2. Cross-train agents

So much of your FCR rate depends on your agents’ abilities and company knowledge. The more they know, the more issues they can resolve for your customers in a single call, reducing the need for escalation.

Cross-training your agents is crucial, so be sure to teach each one how to resolve the most common, routine, and frequent customer inquiries. Remember to train your agents on every new product or service before launch. If necessary, you should also train a small group of agents to handle special or more advanced customer queries, like opening new accounts.

Consider combining virtual and in-person training methods to accommodate your agents’ learning styles and paths. Bulk up your knowledge base and teach your agents how to use it independently. Your knowledge base should be easily accessible, detailed, and helpful enough that an agent can quickly look up a task they have never done before and execute it while on a call with a customer.

3. Create strategic call groups and call routing rules

Routing customer inquiries to the appropriate agent with the relevant skills to handle their issues significantly increases the likelihood of a resolution on the first call.

Skill-based routing is a way of distributing calls based on strategic rules, and call groups are the different sets of agents receiving the specially routed calls.

IVR systems—especially intelligent ones with smart routing capabilities—can help a lot here, so make sure your IVR menus are simple and easy to navigate for your customers. Callers should be able to press a number or say their requests to reach a specific department or agent right away, with minimal jumps to submenus.

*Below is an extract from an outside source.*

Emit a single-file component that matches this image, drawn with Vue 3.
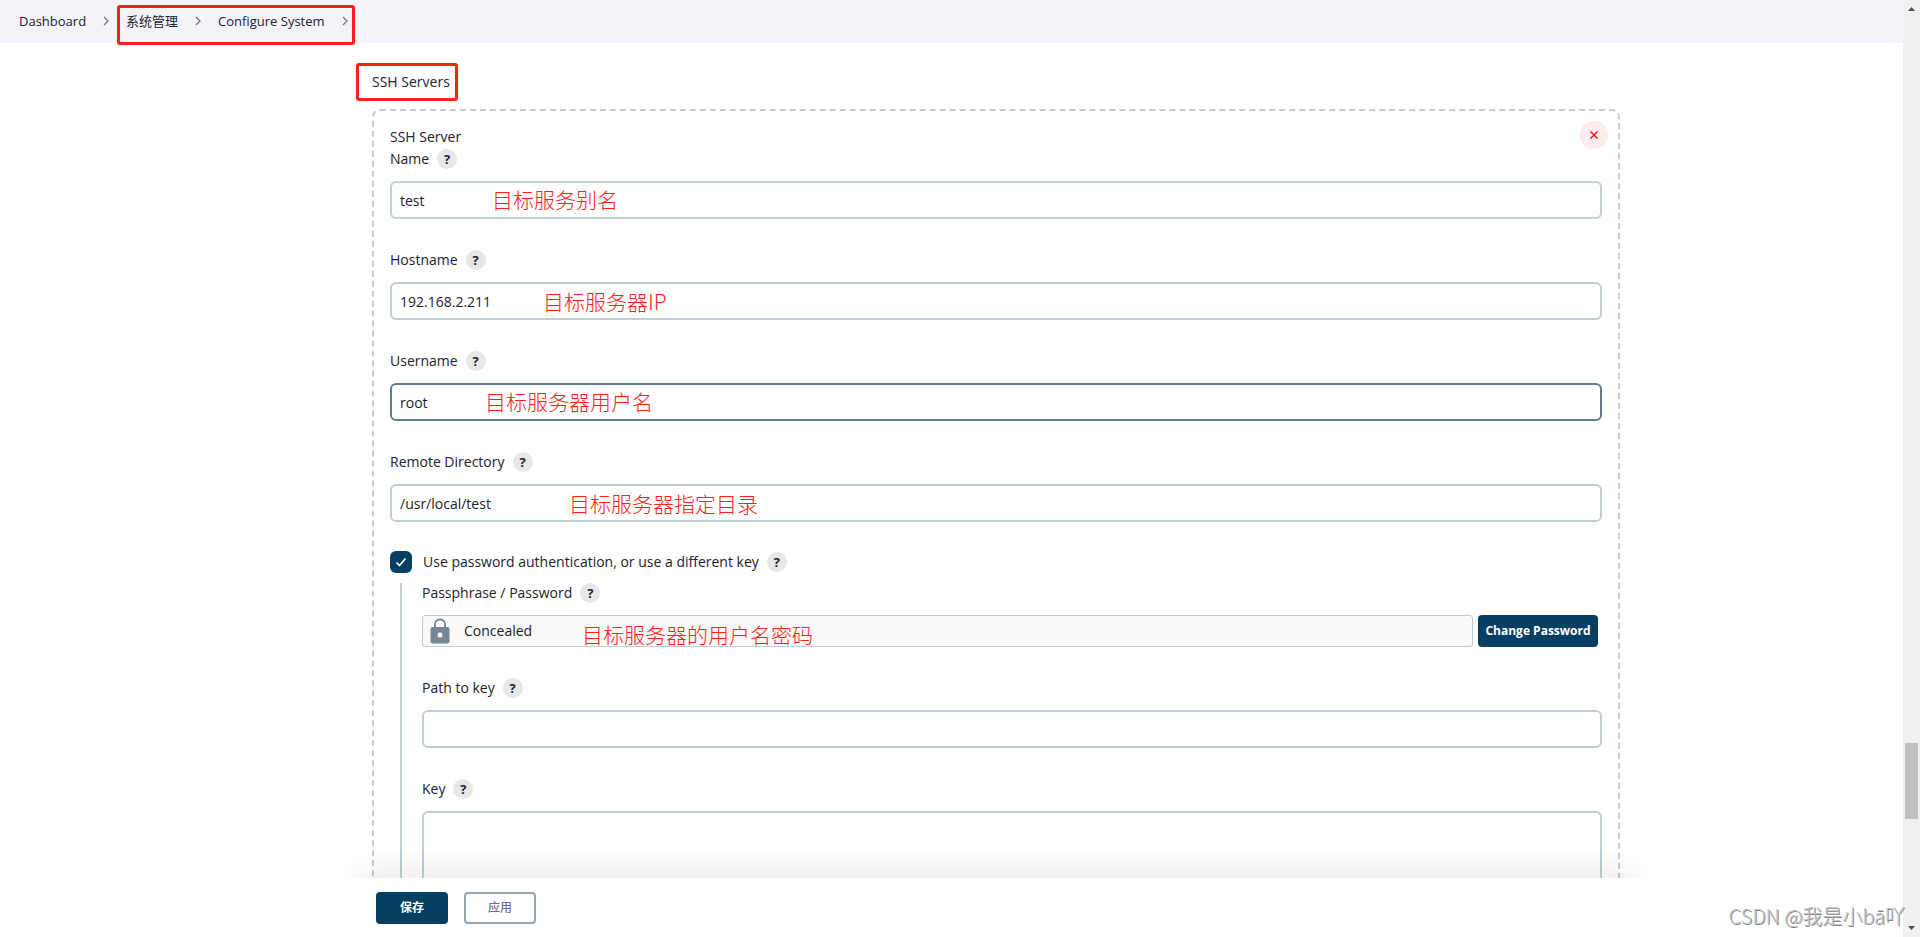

Remember that IVR systems can also be equipped with self-service options, so customers with less complex issues can be routed there instead. Depending on the issue, giving callers the power to resolve their own issues without a live agent can greatly improve your FCR rate.

For the calls that ultimately get routed to agents, consider creating call groups for agents in the same department (like technical support and billing), agents that handle special tasks (like account management, legal, and security protocols), agents with specific skills (like speaking multiple languages and having specific technical experience), and senior agents who have trainees working under them and learning on the job. 

You can have as many groups as you want in your call center, but be sure to test their effectiveness by monitoring their handle times, resolution rate, and overall customer satisfaction until you identify the best performers. 

4. Map out call flows for common issues

When agents know how calls should proceed to reach a successful resolution, more customer queries will often be resolved on the first call. 

Equipping your agents with a clear roadmap will lead to faster resolutions, fewer frustrated customers, and better overall operational efficiency. Call agents will also be able to provide a consistent experience for each customer who calls in.

For best results, try to identify your most common customer issues and queries first, then map out a conversational flow that agents should follow to resolve them quickly. These issues typically include actions like purchasing a product, processing a return or exchange, and handling a frustrated customer.

Lastly, try not to demand that your agents follow word-for-word scripts and instead equip them with useful outlines, a list of clear answers to frequently asked questions, and access to a comprehensive knowledge base. This will encourage your agents to have a more natural conversation with customers and some level of flexibility when handling complex issues.

5. Make your processes more efficient

When one of your agents goes to perform a task—such as refunding a purchase after a return or updating a customer’s account information—it’s important to consider what the process looks like. Is it smooth, for example, or are there friction points along the way?

It will take some time to complete this step, but your goal is to scrutinize every customer service task your agents might execute and identify all the potential bottlenecks that make those processes longer or more difficult to execute. When you find them, you want to remove them entirely or replace them with more optimized actions to make the process more efficient.

If successful, your new and improved processes will improve your FCR rate, reduce handle times, and increase both customer and agent satisfaction. Remember to review your processes regularly to identify any new problems that may appear in the future.

6. Get feedback from customers 

Your customers are often your best resource for learning what is good and bad about your customer service operation—but that’s not all. They can also tell you when there’s an issue with one of your processes, when a particular agent is unhelpful, and when a product or service is not up to par.

In general, you want to understand the customer’s true perspective on why an issue couldn’t be resolved during the first interaction. Focus on the cases where the reason for the problem isn’t clear. For instance, is it a system-related or task-related reason? Is the product acting up or is the customer making a request that only a manager can fulfill?

Customer feedback is crucial for determining whether an issue is resolved on first contact and understanding why it was not. It’s equally possible that your agents need more training or that your instructions for them are unclear. Gathering personal feedback can help you identify issues that you might not catch when relying on data alone.

Finally, be aware that aiming to achieve an FCR rate of 70% and above at your call center is good, but you should not forget why you are running a call center in the first place. Providing high-quality customer service and support should always remain the top priority in your operation, even if it means a second call. Don’t lower the bar just so you can raise your FCR.